Two of four shots of Charlotte walking along grieving … (Episode 8)
One sign of haste is the Deus ex machina of Lady Susan. She is suddenly there, is never explained. Why should a high society woman, or (if she) a prince’s mistress take an interest in the obscure Charlotte and help her?
A shot from Chris Brindle’s Sanditon material
A dull fairy tale shot from this series
Perhaps the film-makers (writers, directors) didn’t trust their viewing audience for a moment not to be bored. Its dramaturgy reminded me of the new Poldark. I find the Outlander series vastly superior: why? they will sometimes spend (really) 10 minutes on a interlude; they give time to dialogues to develop and we get real thought from the characters. Not enough time or money was spent on the Sanditon sets: the buildings were uninteresting, shot from afar, with the same stills used over and over again. It was clear a minimum of what was suggestively needed inside was created; the best “sets” were the beaches and water.

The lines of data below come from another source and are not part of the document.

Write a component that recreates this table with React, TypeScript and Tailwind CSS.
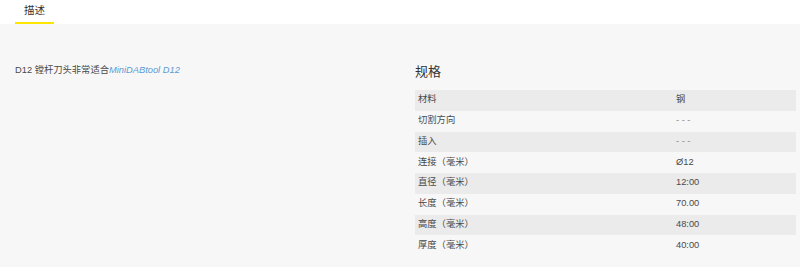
import React from "react";

const specs: [string, string][] = [
  ["材料", "钢"],
  ["切割方向", "- - -"],
  ["插入", "- - -"],
  ["连接（毫米）", "Ø12"],
  ["直径（毫米）", "12:00"],
  ["长度（毫米）", "70.00"],
  ["高度（毫米）", "48:00"],
  ["厚度（毫米）", "40:00"],
];

const font = { fontFamily: '"Liberation Sans", "Noto Sans CJK SC", sans-serif' };

export default function App() {
  return (
    <div className="w-[800px] h-[267px] bg-[#f7f7f7] text-[#4a4a4a]" style={font}>
      <div className="h-[24px] bg-white flex pl-[15px]">
        <div className="w-[39px] h-[24px] border-b-2 border-[#ffe600] flex items-center justify-center text-[10.5px] text-[#333]">
          描述
        </div>
      </div>
      <div className="flex pl-[15px] pr-[4px]">
        <div className="w-[400px] pt-[40px] text-[9.3px] leading-[13px]">
          D12 镗杆刀头非常适合<span className="italic text-[#5b9bd5]">MiniDABtool D12</span>
        </div>
        <div className="flex-1 pt-[34px]">
          <div className="h-[27px] mb-[5px] flex items-center text-[13px] text-[#333]">规格</div>
          <div className="flex flex-col">
            {specs.map(([k, v], i) => (
              <div
                key={k}
                className={
                  "h-[20.75px] flex items-center text-[9.3px] " +
                  (i % 2 === 0 ? "bg-[#ebebeb]" : "")
                }
              >
                <div className="w-[257px] pl-[3px]">{k}</div>
                <div className={"pl-[4px] " + (v === "- - -" ? "text-[#888]" : "")}>{v}</div>
              </div>
            ))}
          </div>
        </div>
      </div>
    </div>
  );
}
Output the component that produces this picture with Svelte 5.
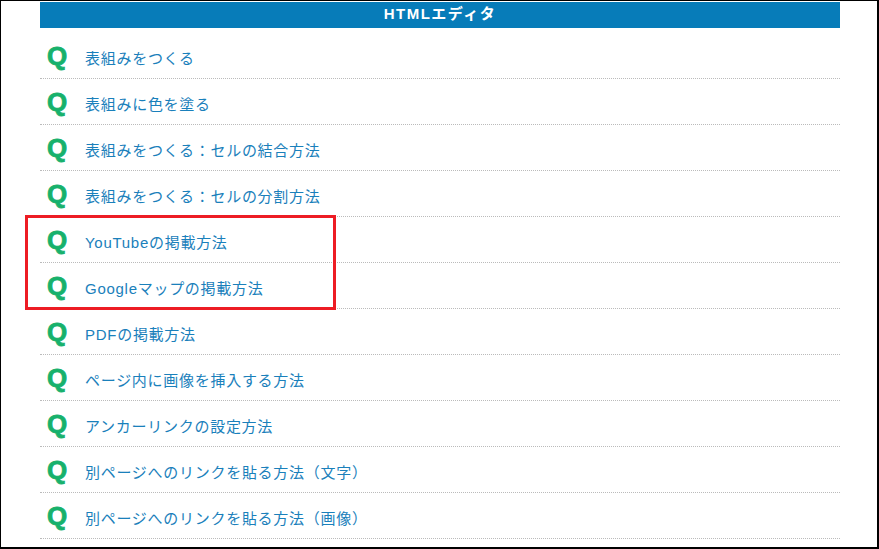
<script lang="ts">
	const questions = [
		'表組みをつくる',
		'表組みに色を塗る',
		'表組みをつくる：セルの結合方法',
		'表組みをつくる：セルの分割方法',
		'YouTubeの掲載方法',
		'Googleマップの掲載方法',
		'PDFの掲載方法',
		'ページ内に画像を挿入する方法',
		'アンカーリンクの設定方法',
		'別ページへのリンクを貼る方法（文字）',
		'別ページへのリンクを貼る方法（画像）',
	];
</script>

<div class="frame">
	<section class="faq">
		<h2>HTMLエディタ</h2>
		<ul>
			{#each questions as q}
				<li>
					<span class="q">Q</span>
					<a href="#top">{q}</a>
				</li>
			{/each}
		</ul>
	</section>
	<div class="highlight"></div>
</div>

<style>
	:global(body) {
		margin: 0;
		background: #fff;
	}

	.frame {
		position: relative;
		box-sizing: border-box;
		width: 879px;
		height: 549px;
		padding-top: 1px;
		border-style: solid;
		border-color: #000;
		border-width: 1px 2px 2px 1px;
		overflow: hidden;
		font-family: "Liberation Sans", "Noto Sans CJK JP", sans-serif;
	}

	.faq {
		width: 800px;
		margin-left: 39px;
	}

	h2 {
		margin: 0;
		height: 26px;
		line-height: 24px;
		background: #077cb9;
		color: #fff;
		font-size: 15px;
		font-weight: 700;
		letter-spacing: 1.5px;
		text-align: center;
	}

	ul {
		margin: 0;
		padding: 5px 0 0;
		list-style: none;
	}

	li {
		box-sizing: border-box;
		display: flex;
		align-items: center;
		height: 46px;
		border-bottom: 1px dotted #bbb;
	}

	.q {
		box-sizing: border-box;
		width: 45px;
		padding: 1px 0 0 7px;
		font-size: 26px;
		font-weight: 700;
		line-height: 1;
		color: #17b16c;
		-webkit-text-stroke: 0.8px #17b16c;
	}

	a {
		padding-top: 3px;
		color: #1a80bb;
		font-size: 15px;
		letter-spacing: 0.72px;
		text-decoration: none;
	}

	.highlight {
		position: absolute;
		left: 24px;
		top: 214px;
		width: 305px;
		height: 89px;
		border: 3px solid #ed1c24;
	}
</style>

It’s a shame since it did seem to me that the conception of the series suggested experimentation. Could they build another kind of Austen adaptation, one which took in contemporary attitudes towards family life, sex, money, and new film-making techniques and audience acceptance of lives not lived according to some narrow set of norms? They did not manage it because the series is not the careful work of art it needed to be – and I have seen many a Jane Austen adaptation have. There is a companion volume. It does not say much about the movie series. Why break a butterfly upon a wheel?
Ellen
The World of Sanditon by Sara Sheridan is an unusual companion volume for the series as it does not tell much about the way the series was made. It retells Austen’s life from the point of view of what heterosexual romances we can ferret out; it tells of her excursions to the seaside; of her later years at Chawton cottage with her mother, sister — and Martha Lloyd is not forgotten. The photos from the Chawton house museum are well chosen. I wish Davies’ introduction had been longer, for he does discuss his view of the book as he was conceiving the movie. I’d find a used copy ….
Laura Kennelly: “I’m afraid they are just setting us up for season two. Miss Lamb is still looking at her love’s photo, Charlotte has left, etc. I think It’s best they stop…The stopping might be the one original touch.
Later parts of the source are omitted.